Borrowed from a novel

The vivid details that make the modern myth feel specific did not come from a lab. They came from fiction. Hunter S. Thompson's Fear and Loathing in Las Vegas(1971) has a character describe adrenochrome as a rare drug supposedly taken from a living person's gland, a deliberately outrageous literary flourish. That scene, and earlier literary references, is the source of the “extracted from humans” image. The conspiracy theory essentially treats a novel's shock value as a documentary.

What the evidence shows

An old lie in new packaging

Strip away the chemistry and the pop-culture references and look at the shape of the claim: a secret, powerful group murders children to harvest a life-giving substance from their blood. That is not a new idea. It is the blood libel, the antisemitic lie, centuries old, that Jews kill Christian children to use their blood, which has been used to justify massacres and expulsions across European history.

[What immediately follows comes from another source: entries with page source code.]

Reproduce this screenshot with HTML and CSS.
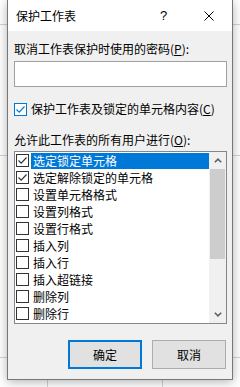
FILE: index.html
```html
<!DOCTYPE html>
<html lang="zh-CN">
<head>
    <meta charset="UTF-8">
    <meta name="viewport" content="width=device-width, initial-scale=1.0">
    <link rel="stylesheet" href="styles.css">
</head>
<body>
    <div class="dialog">
        <div class="titlebar">
            <span class="title">保护工作表</span>
            <span class="help">?</span>
            <span class="close">
                <svg width="10" height="10" viewBox="0 0 10 10"><path d="M0.5 0.5L9.5 9.5M9.5 0.5L0.5 9.5" stroke="#000" stroke-width="1" fill="none"/></svg>
            </span>
        </div>
        <div class="content">
            <div class="label label-top">取消工作表保护时使用的密码(<u>P</u>):</div>
            <div class="password"></div>
            <div class="check-row">
                <span class="box box-main">
                    <svg width="11" height="11" viewBox="0 0 11 11"><path d="M1.5 5.5L4.2 8.2L9.5 2.5" stroke="#0078d7" stroke-width="1.2" fill="none"/></svg>
                </span>
                <span>保护工作表及锁定的单元格内容(<u>C</u>)</span>
            </div>
            <div class="label label-list">允许此工作表的所有用户进行(<u>O</u>):</div>
            <div class="listbox">
                <ul class="items">
                    <li class="item"><span class="box checked"><svg width="11" height="11" viewBox="0 0 11 11"><path d="M1.5 5.5L4.2 8.2L9.5 2.5" stroke="#333" stroke-width="1.2" fill="none"/></svg></span><span class="text selected">选定锁定单元格</span></li>
                    <li class="item"><span class="box checked"><svg width="11" height="11" viewBox="0 0 11 11"><path d="M1.5 5.5L4.2 8.2L9.5 2.5" stroke="#333" stroke-width="1.2" fill="none"/></svg></span><span class="text">选定解除锁定的单元格</span></li>
                    <li class="item"><span class="box"></span><span class="text">设置单元格格式</span></li>
                    <li class="item"><span class="box"></span><span class="text">设置列格式</span></li>
                    <li class="item"><span class="box"></span><span class="text">设置行格式</span></li>
                    <li class="item"><span class="box"></span><span class="text">插入列</span></li>
                    <li class="item"><span class="box"></span><span class="text">插入行</span></li>
                    <li class="item"><span class="box"></span><span class="text">插入超链接</span></li>
                    <li class="item"><span class="box"></span><span class="text">删除列</span></li>
                    <li class="item"><span class="box"></span><span class="text">删除行</span></li>
                </ul>
                <div class="scrollbar">
                    <div class="arrow">
                        <svg width="8" height="5" viewBox="0 0 8 5"><path d="M0.8 4.3L4 1.2L7.2 4.3" stroke="#606060" stroke-width="1.6" fill="none"/></svg>
                    </div>
                    <div class="thumb"></div>
                    <div class="track"></div>
                    <div class="arrow">
                        <svg width="8" height="5" viewBox="0 0 8 5"><path d="M0.8 0.7L4 3.8L7.2 0.7" stroke="#606060" stroke-width="1.6" fill="none"/></svg>
                    </div>
                </div>
            </div>
            <div class="buttons">
                <button class="btn btn-ok">确定</button>
                <button class="btn">取消</button>
            </div>
        </div>
    </div>
</body>
</html>
```

FILE: styles.css
```css
body {
    margin: 0;
    padding: 0;
    min-height: 387px;
    font-family: "Noto Sans CJK SC", "Noto Sans", sans-serif;
    font-size: 12px;
    color: #000;
    background-color: #fff;
    background-image:
        linear-gradient(to right, transparent 47px, #d4d4d4 47px, #d4d4d4 48px, transparent 48px, transparent 162px, #d4d4d4 162px, #d4d4d4 163px, transparent 163px),
        linear-gradient(to bottom, transparent 24px, #d4d4d4 24px, #d4d4d4 25px, transparent 25px, transparent 155px, #d4d4d4 155px, #d4d4d4 156px, transparent 156px, transparent 357px, #d4d4d4 357px, #d4d4d4 358px, transparent 358px);
    overflow: hidden;
}
.dialog {
    margin-left: 7px;
    width: 224px;
    border: 1px solid #777;
    border-top: none;
    background-color: #f0f0f0;
    box-shadow: 0 2px 10px rgba(0,0,0,0.3);
}
.titlebar {
    display: flex;
    align-items: center;
    height: 31px;
    background-color: #fff;
}
.title {
    flex: 1;
    padding-left: 8px;
    line-height: 16px;
}
.help {
    width: 45px;
    text-align: center;
    font-family: "Liberation Sans", sans-serif;
    font-size: 13px;
    line-height: 16px;
}
.close {
    width: 46px;
    display: flex;
    justify-content: center;
}
.close svg {
    display: block;
}
.content {
    padding: 10px 5px 10px 6px;
}
.label {
    line-height: 16px;
    height: 16px;
}
.password {
    margin-top: 4px;
    height: 24px;
    border: 1px solid #a0a0a0;
    background-color: #fff;
}
.check-row {
    display: flex;
    align-items: center;
    height: 16px;
    margin-top: 14px;
    line-height: 16px;
}
.box {
    width: 11px;
    height: 11px;
    border: 1px solid #333;
    background-color: #fff;
    flex: none;
}
.box svg {
    display: block;
}
.box-main {
    border-color: #0078d7;
    margin-right: 4px;
}
.label-list {
    margin-top: 15px;
}
.listbox {
    display: flex;
    margin-top: 3px;
    height: 171px;
    border: 1px solid #828790;
    background-color: #fff;
}
.items {
    flex: 1;
    list-style-type: none;
    margin: 0;
    padding: 0;
}
.item {
    display: flex;
    align-items: center;
    height: 17px;
    padding-left: 1px;
}
.item .box {
    margin-right: 2px;
}
.text {
    flex: 1;
    height: 16px;
    line-height: 16px;
    padding-left: 2px;
    white-space: nowrap;
}
.text.selected {
    background-color: #0078d7;
    color: #fff;
}
.scrollbar {
    width: 17px;
    display: flex;
    flex-direction: column;
    background-color: #f0f0f0;
}
.arrow {
    height: 17px;
    display: flex;
    align-items: center;
    justify-content: center;
}
.arrow svg {
    display: block;
}
.thumb {
    height: 90px;
    margin: 0 1px 0 1px;
    background-color: #cdcdcd;
}
.track {
    flex: 1;
}
.buttons {
    display: flex;
    justify-content: flex-end;
    gap: 10px;
    margin-top: 16px;
    margin-right: 1px;
}
.btn {
    width: 74px;
    height: 29px;
    border: 1px solid #adadad;
    background-color: #e1e1e1;
    font-family: "Noto Sans CJK SC", "Noto Sans", sans-serif;
    font-size: 12px;
    color: #000;
    padding: 0;
}
.btn-ok {
    border: 2px solid #0078d7;
}
```
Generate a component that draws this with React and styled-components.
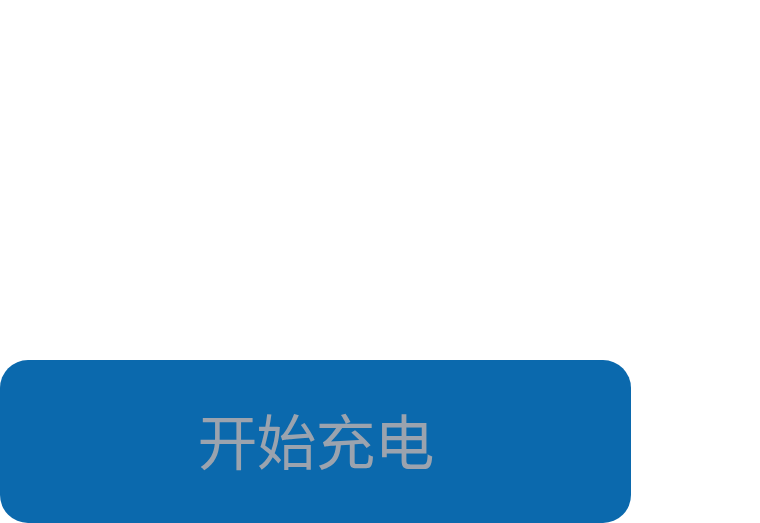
import React from 'react';
import styled, { createGlobalStyle } from 'styled-components';

const GlobalStyle = createGlobalStyle`
  html, body {
    margin: 0;
    padding: 0;
    background: #ffffff;
  }
`;

const StyledPage = styled.main`
  height: 523px;
  display: flex;
  flex-direction: column;
  justify-content: flex-end;
  align-items: flex-start;
  background: #ffffff;
`;

const StyledChargeButton = styled.button`
  width: 631px;
  height: 163px;
  margin: 0;
  padding: 0 0 6px;
  border: none;
  border-radius: 28px;
  background: #0b69ad;
  color: #9ba3ae;
  font-family: "Noto Sans CJK SC", "Noto Sans", sans-serif;
  font-size: 60px;
  font-weight: 400;
  letter-spacing: -1px;
  display: flex;
  align-items: center;
  justify-content: center;
  cursor: pointer;
`;

const App = () => (
  <>
    <GlobalStyle />
    <StyledPage>
      <StyledChargeButton type="button">开始充电</StyledChargeButton>
    </StyledPage>
  </>
);

export default App;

The adrenochrome story is that libel with a pseudo-scientific coat of paint. Naming this is not a rhetorical move; it is the most important fact about the claim, because it explains both why the story has such a ready-made, horrifying structure and why it should be treated with the seriousness that a recycled tool of persecution deserves. The details are borrowed and the frame is ancient; what is missing, at every point, is evidence.

Where it lands

The adrenochrome-harvesting claim is debunked. The compound is real but ordinary, the drug is imaginary, the mechanism is pseudoscience, and the narrative is a modern version of the blood libel drawn from a novel. There is no industry, no market, and no evidence, because there is nothing there to find.

The concern that rides underneath it, that children are exploited, is real and deserves real attention. That is the strongest reason to be clear about the fantasy: pouring genuine outrage into a fiction does nothing for actual victims, and tends to discredit the serious work of protecting them.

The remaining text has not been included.